未来の光(スング) 63
手術をしたからと言って無理はしない様に
こんな事を言われなくてもスンジョは無理をする事はないし、智樹も一応形式的だからと伝えた。
「で・・・・ひと月こっちにいると言ってたけど、残りの二週間はどうするんだ?」
「スングが付き合っている人の事は聞いているか?」
「一応・・・琴葉が聞き出してくれたから、大体の事は。大瀧病院と言ってベッド数の多い病院ではないが、何代か続いた総合病院だ。大瀧健一・・・優花さんのお父さんだが、オレの大学の後輩だ。真面目な男で多少気難しい感じはするが、お前と似ているからスングも上手くやって行くことは出来る。優花さんの母親の美佐子さんは内科医で健一さんと同期だが、オレは面識はないが何事も完璧にこなしている割に、人当たりも良くて・・・まぁ・・この家族に関しては、悪いうわさは聞かないな。こんな感じでいいかな?」
智樹も従兄弟のスンジョから預かっている立場で、簡単に身辺を調べてくれていた。
興信所と書かれた封筒をスンジョに渡した。
「調べた事をスングには言ってあるのか?」
「いや・・・言ったらスングもいい気分にならないだろう。大瀧の方も優花さんには知られないように調べていると思うよ。」
茶封筒から調査内容が書かれた物を出してスンジョは読めるが、ハニは一緒に見ても字を読むことが出来ない。
いつものようにスンジョが決めた事だから、スンジョに任せておけば大丈夫だと信頼している。
「で・・・6年後に結婚って・・その間に他に相手が出来たらどうするんだ?」
「それならそれで、それだけの思いだったんだ、と言いたかったが、お袋も歳だしスングの結婚を見たいだろう。スングが結婚すれば、孫全員の祝い事を迎える事が出来たと思って安心するだろう。」
「おばさんはどんな具合だ?」
病気と言う病気ではないから、心配をするほどでもない事は智樹も知っているが、智樹の母親でグミの姉のユミも亡くなり自分の兄妹が一人も生存していない。

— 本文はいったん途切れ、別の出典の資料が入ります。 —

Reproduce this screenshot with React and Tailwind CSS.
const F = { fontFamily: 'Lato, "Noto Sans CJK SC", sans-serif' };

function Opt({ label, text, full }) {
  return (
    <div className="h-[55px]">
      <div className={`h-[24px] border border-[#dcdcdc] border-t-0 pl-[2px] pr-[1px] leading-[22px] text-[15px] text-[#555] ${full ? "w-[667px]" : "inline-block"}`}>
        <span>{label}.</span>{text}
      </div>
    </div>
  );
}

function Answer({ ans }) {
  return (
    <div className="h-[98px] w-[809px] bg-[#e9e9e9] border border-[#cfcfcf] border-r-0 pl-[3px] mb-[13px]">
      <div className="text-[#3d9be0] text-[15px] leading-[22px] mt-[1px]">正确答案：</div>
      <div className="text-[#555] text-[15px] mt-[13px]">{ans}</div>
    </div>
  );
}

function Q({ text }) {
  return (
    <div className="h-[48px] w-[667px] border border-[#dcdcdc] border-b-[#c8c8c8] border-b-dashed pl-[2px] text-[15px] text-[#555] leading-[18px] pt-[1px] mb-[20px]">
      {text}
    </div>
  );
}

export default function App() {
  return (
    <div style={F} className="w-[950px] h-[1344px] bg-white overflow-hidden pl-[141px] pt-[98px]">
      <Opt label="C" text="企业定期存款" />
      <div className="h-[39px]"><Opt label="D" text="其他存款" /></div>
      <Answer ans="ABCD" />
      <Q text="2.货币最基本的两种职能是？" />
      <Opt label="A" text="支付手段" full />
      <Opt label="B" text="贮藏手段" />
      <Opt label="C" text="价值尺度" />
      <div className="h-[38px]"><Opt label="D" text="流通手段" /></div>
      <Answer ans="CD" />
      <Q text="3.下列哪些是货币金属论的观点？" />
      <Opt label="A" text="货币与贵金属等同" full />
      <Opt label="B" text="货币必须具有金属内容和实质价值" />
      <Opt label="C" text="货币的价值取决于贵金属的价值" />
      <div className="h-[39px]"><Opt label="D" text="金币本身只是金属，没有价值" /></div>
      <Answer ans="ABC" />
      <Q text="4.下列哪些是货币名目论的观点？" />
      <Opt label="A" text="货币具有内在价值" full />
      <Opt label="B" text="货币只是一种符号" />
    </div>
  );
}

そんな小さな事も、高齢のグミには精神的な負担を感じる。
「オレのお袋も異国に嫁いで苦労したけど、最後は孫の結婚式を見てひ孫を抱いたことが嬉しかったと言っていたからな。おばさんもひ孫を抱いてるけど、あのファン・グミはスングの子供も抱きたいと思うだろうな。」
「それは無理だろうけど、大瀧さんが許してくれるのなら、身内だけでの式を・・・と考えている。」
「そうだな・・・お前も、おばさんや子供たちには内緒で手術をしたけど、絶対に大丈夫とは言えないから。」
琴葉同様に、ハニも夫一筋で自分のすべてで愛している。
スンジョの横で話を聞いているハニにも判るように韓国語で話してはいるが、今の智樹の話にハニの顔色が変わった。
「ハニさん、オレの腕は世界一だ。だけど、このスンジョがひとりで格好つけて無理をしないように脅しただけだから。」
「世界一・・・・」
スンジョの顔を見上げてクスッと笑ったハニは、正面を見向いて智樹に応えた。
「智樹さんは世界一の腕を持った医師だから、信じていますよ。スンジョ君は私が傍に付いて無理をしない様に見張っています。スンジョ君を見張る事は私の特技の一つで得意なので・・・・・」
智樹とスンジョの大きな笑い声が、特別室のある階の廊下に響いた。